Yes all the makeup work I need to grade is in there. Sit on, young ladies! Sit on! Can’t work. Kittens in the way.
And then they played some more…old lady got involved.
See Nova hiding by the table?
All that distraction makes it hard to concentrate. Actually, I’m pretty good at ignoring other things and still working. Years of practice. But they are fun to watch.
I started tracing the new quilt around 10 PM…
Maybe later. Yeah. Close to 11. I had finished grading one period of the hellacious assignment…only two to go. Ugh. And then piles of makeup work. It’ll get done. That’s what 3-day weekends are for, right? Double-ugh. They are also for artmaking…
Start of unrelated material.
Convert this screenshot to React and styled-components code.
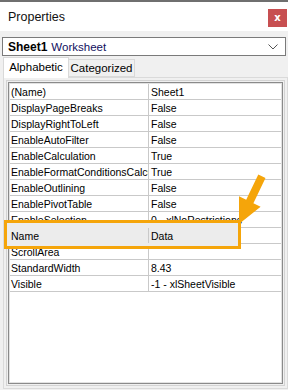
import React from 'react'
import styled, { createGlobalStyle } from 'styled-components'

const GlobalStyle = createGlobalStyle`
    html, body {
        margin: 0;
        padding: 0;
        background: #f0f0f0;
    }
    *, *::before, *::after {
        box-sizing: border-box;
    }
`

const Window = styled.div`
    position: relative;
    width: 288px;
    height: 390px;
    display: flex;
    flex-direction: column;
    background: #f0f0f0;
    border-top: 2px solid #6f6f6f;
    font-family: "Liberation Sans", Arial, sans-serif;
    color: #000;
`

const TitleBar = styled.div`
    display: flex;
    justify-content: space-between;
    align-items: center;
    height: 29px;
    padding-left: 8px;
    padding-right: 1px;
    background: #ffffff;
`

const Title = styled.span`
    font-size: 12.5px;
    color: #111;
`

const CloseButton = styled.div`
    width: 19px;
    height: 18px;
    margin-top: 2px;
    display: flex;
    align-items: center;
    justify-content: center;
    background: #c74f51;
    color: #fff;
    font-size: 10px;
    font-weight: 700;
    font-family: "DejaVu Sans", sans-serif;
`

const Combo = styled.div`
    display: flex;
    align-items: center;
    height: 19px;
    margin: 6px 2px 0 2px;
    padding-left: 5px;
    padding-right: 7px;
    background: #fff;
    border: 1px solid #7a7a7a;
    font-size: 11.5px;
`

const ComboBold = styled.b`
    font-weight: 700;
    font-size: 12px;
    margin-right: 4px;
`

const ComboText = styled.span`
    flex: 1;
    color: #101060;
`

const TabStrip = styled.div`
    display: flex;
    align-items: flex-end;
    height: 21px;
    padding-left: 3px;
    position: relative;
    z-index: 1;
`

const Tab = styled.div`
    display: flex;
    align-items: center;
    justify-content: center;
    width: 66px;
    height: ${p => (p.$active ? 21 : 18)}px;
    margin-bottom: ${p => (p.$active ? -1 : 0)}px;
    background: ${p => (p.$active ? '#ffffff' : '#f0f0f0')};
    border: 1px solid #d9d9d9;
    border-bottom: ${p => (p.$active ? 'none' : '1px solid #d9d9d9')};
    border-left: ${p => (p.$active ? '1px solid #d9d9d9' : 'none')};
    font-size: 11.5px;
    padding-bottom: ${p => (p.$active ? 2 : 0)}px;
`

const TabPage = styled.div`
    flex: 1;
    margin: 0 0 1px 3px;
    padding: 2px;
    border: 1px solid #dadada;
    background: #f0f0f0;
    display: flex;
`

const GridOuter = styled.div`
    flex: 1;
    display: flex;
    padding: 1px;
    border: 1px solid #d3d3d3;
    background: #f0f0f0;
`

const GridInner = styled.div`
    flex: 1;
    padding: 1px;
    border: 1px solid #8a8a8a;
    box-shadow: inset 0 0 0 1px #e2e2e2;
    background: #fff;
`

const Row = styled.div`
    display: grid;
    grid-template-columns: 139px 1fr;
    height: 16px;
    border-bottom: 1px solid #c9c9c9;
    font-size: 10.5px;
    line-height: 16px;
    ${p => p.$marked && `
        position: relative;
        z-index: 1;
        &::before {
            content: '';
            position: absolute;
            left: -6px;
            top: -8px;
            width: 237px;
            height: 29px;
            border: 3px solid #f5a50a;
            background: #ececec;
            z-index: -1;
        }
    `}
`

const NameCell = styled.div`
    padding-left: 1px;
    border-right: 1px solid #c9c9c9;
    white-space: nowrap;
    overflow: hidden;
`

const ValueCell = styled.div`
    padding-left: 2px;
    white-space: nowrap;
    overflow: hidden;
`

const Arrow = styled.svg`
    position: absolute;
    left: 0;
    top: 0;
    pointer-events: none;
`

const props = [
    ['(Name)', 'Sheet1'],
    ['DisplayPageBreaks', 'False'],
    ['DisplayRightToLeft', 'False'],
    ['EnableAutoFilter', 'False'],
    ['EnableCalculation', 'True'],
    ['EnableFormatConditionsCalculation', 'True'],
    ['EnableOutlining', 'False'],
    ['EnablePivotTable', 'False'],
    ['EnableSelection', '0 - xlNoRestrictions'],
    ['Name', 'Data', true],
    ['ScrollArea', ''],
    ['StandardWidth', '8.43'],
    ['Visible', '-1 - xlSheetVisible'],
]

function App() {
    return (
        <>
            <GlobalStyle />
            <Window>
                <TitleBar>
                    <Title>Properties</Title>
                    <CloseButton>x</CloseButton>
                </TitleBar>

                <Combo>
                    <ComboBold>Sheet1</ComboBold>
                    <ComboText>Worksheet</ComboText>
                    <svg width="10" height="6" viewBox="0 0 10 6">
                        <path d="M0.5 0.5 L5 5 L9.5 0.5" fill="none" stroke="#555" strokeWidth="1" />
                    </svg>
                </Combo>

                <TabStrip>
                    <Tab $active>Alphabetic</Tab>
                    <Tab>Categorized</Tab>
                </TabStrip>

                <TabPage>
                    <GridOuter>
                        <GridInner>
                            {props.map(([name, value, marked]) => (
                                <Row key={name} $marked={marked}>
                                    <NameCell>{name}</NameCell>
                                    <ValueCell>{value}</ValueCell>
                                </Row>
                            ))}
                        </GridInner>
                    </GridOuter>
                </TabPage>

                <Arrow width="288" height="390" viewBox="0 0 288 390">
                    <polygon
                        points="258.3,172.6 265.5,176 253.4,201.2 260.6,204.7 239,222 239,194.3 246.2,197.8"
                        fill="#f5a50a"
                    />
                </Arrow>
            </Window>
        </>
    )
}

export default App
I traced for about an hour. I can’t say how far I got, because I did through piece 84, and then I did all the car headlights, which were not in numerical order, but it made more sense to trace them all together so they could be cut out and ironed together, seeing as how they’re small, and there’s no point in making them all different colors of yellow or white. I’ll do the same with the exhaust pipes and clouds, but then the cars will be all different. That said, each car body is three pieces, and two will be the same color, so they can be traced and ironed together. That saves me time in the long run. I only cut them separately once, when they are on fabric. On Wonder Under, they stay together.
That probably only makes sense to me. And only barely, because I don’t even have one cup of tea in me. OK, buy donuts for the class that won last month, clean classroom, set up for the next assignment, hang out a little after school, come home and try to grade stuff (or nap, whichever seems more efficient). I need to iron and clean up the newest quilt for the photographer tomorrow. I’ve got work to do over the weekend and my doc is making me come in on Monday, where we will discuss her comment about my needing to eat balanced meals. (um. No duh. Stop assuming I’m not.) And maybe I’ll get some sleep. Hard to say with the rampaging kitten butts around here. Definitely going to be tracing more Wonder Under…maybe even finishing it up this weekend. It’s nice not to have someone else’s deadline running me at the moment. Although there is one I need to consider. Sigh. But not now! Now I need to go to work at the day job.